Vivo’s attempt to export 27,000 cellphones from India to neighbouring markets has been thwarted for more than a week by Indian officials, putting the Chinese company’s plans in jeopardy.
The revenue intelligence unit of India, a division of the Finance Ministry, is detaining the smartphones at the New Delhi airport over alleged misdeclaration of the device models and their values, according to numerous people with knowledge of the situation. The smart phones are produced by the India division of Vivo Communications Technology Co. The shipment is around $15 million in value. Since the situation is private, the people have declined to be identified.
Additionally, MG Motor India of SAIC Motor Corp., as well as the regional subsidiaries of Xiaomi Corp. and ZTE Corp., have come further under intense scrutiny from New Delhi. The government agency’s actions were described as “unilateral and ridiculous” by an industry lobbying group.

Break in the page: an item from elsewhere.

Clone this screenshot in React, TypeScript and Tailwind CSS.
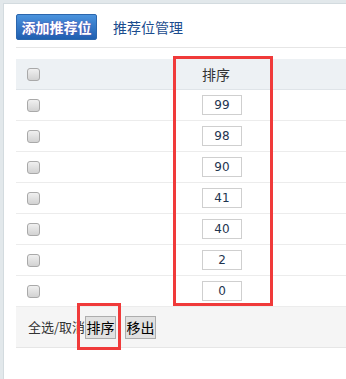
import React from "react";

const SORTS = [99, 98, 90, 41, 40, 2, 0];

const CJK = "font-['Microsoft_YaHei','Noto_Sans_CJK_SC',sans-serif]";

function Box() {
    return (
        <span className="block h-[13px] w-[13px] rounded-[3px] border border-[#a9a9a9] bg-gradient-to-b from-[#f0f0f0] to-[#d2d2d2]" />
    );
}

export default function App() {
    return (
        <div className={`relative h-[379px] w-[346px] overflow-hidden bg-[#e2e8eb] pl-[3px] pt-[3px] ${CJK}`}>
            <div className="h-full border-l border-t border-[#d3dbdf] bg-white pl-[12px] pt-[10px]">
                {/* 顶部标签 */}
                <div className="flex items-center border-b border-[#e6e6e6] pb-[7px]">
                    <button
                        type="button"
                        className="h-[26px] w-[81px] rounded-[2px] border border-[#2b66ad] bg-gradient-to-b from-[#4b93dd] to-[#1f5fb0] text-[14px] font-bold leading-[24px] text-white [text-shadow:0_0_2px_#6a4fb5]"
                    >
                        添加推荐位
                    </button>
                    <span className="ml-[16px] text-[14px] text-[#1b4c8e]">推荐位管理</span>
                </div>

                {/* 列表 */}
                <div className="mt-[11px]">
                    <div className="grid h-[31px] grid-cols-[186px_1fr] items-center border-b border-[#dfe4e8] bg-[#edf1f4]">
                        <div className="pl-[11px]">
                            <Box />
                        </div>
                        <div className="text-[14px] text-[#333]">排序</div>
                    </div>
                    {SORTS.map((n) => (
                        <div
                            key={n}
                            className="grid h-[31px] grid-cols-[186px_1fr] items-center border-b border-[#ececec]"
                        >
                            <div className="pl-[11px]">
                                <Box />
                            </div>
                            <div>
                                <input
                                    readOnly
                                    value={n}
                                    className="block h-[20px] w-[40px] border border-[#cfcfcf] bg-white text-center font-['DejaVu_Sans',sans-serif] text-[12px] text-[#1f3550] outline-none"
                                />
                            </div>
                        </div>
                    ))}
                    <div className="flex h-[41px] items-center border-b border-[#e6e6e6] bg-[#f5f5f5] pl-[12px]">
                        <span className="whitespace-nowrap text-[13px] text-[#333]">全选/取消</span>
                        <button
                            type="button"
                            className="h-[23px] w-[31px] border border-[#adadad] bg-[#e1e1e1] text-[14px] leading-[20px] text-black"
                        >
                            排序
                        </button>
                        <button
                            type="button"
                            className="ml-[9px] h-[23px] w-[31px] border border-[#adadad] bg-[#e1e1e1] text-[14px] leading-[20px] text-black"
                        >
                            移出
                        </button>
                    </div>
                </div>
            </div>

            {/* 标注红框 */}
            <div className="pointer-events-none absolute left-[173px] top-[56px] h-[250px] w-[100px] border-[3px] border-[#f03a3a]" />
            <div className="pointer-events-none absolute left-[77px] top-[303px] h-[47px] w-[44px] border-[3px] border-[#f03a3a]" />
        </div>
    );
}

In a letter dated December 2 to the senior official in India’s technology ministry, Pankaj Mohindroo, the chairman of the India Cellular and Electronics Association, pleaded for help to halt this regrettable course of action.
The airport blockage of Vivo’s shipments is likely to unnerve other Chinese smartphone manufacturers in India, where a nationalistic government led by Prime Minister Narendra Modi is urging them to increase exports and build local supply chains. This could jeopardise India’s ambitious goal of exporting $120 billion in electronics by the end of March 2026.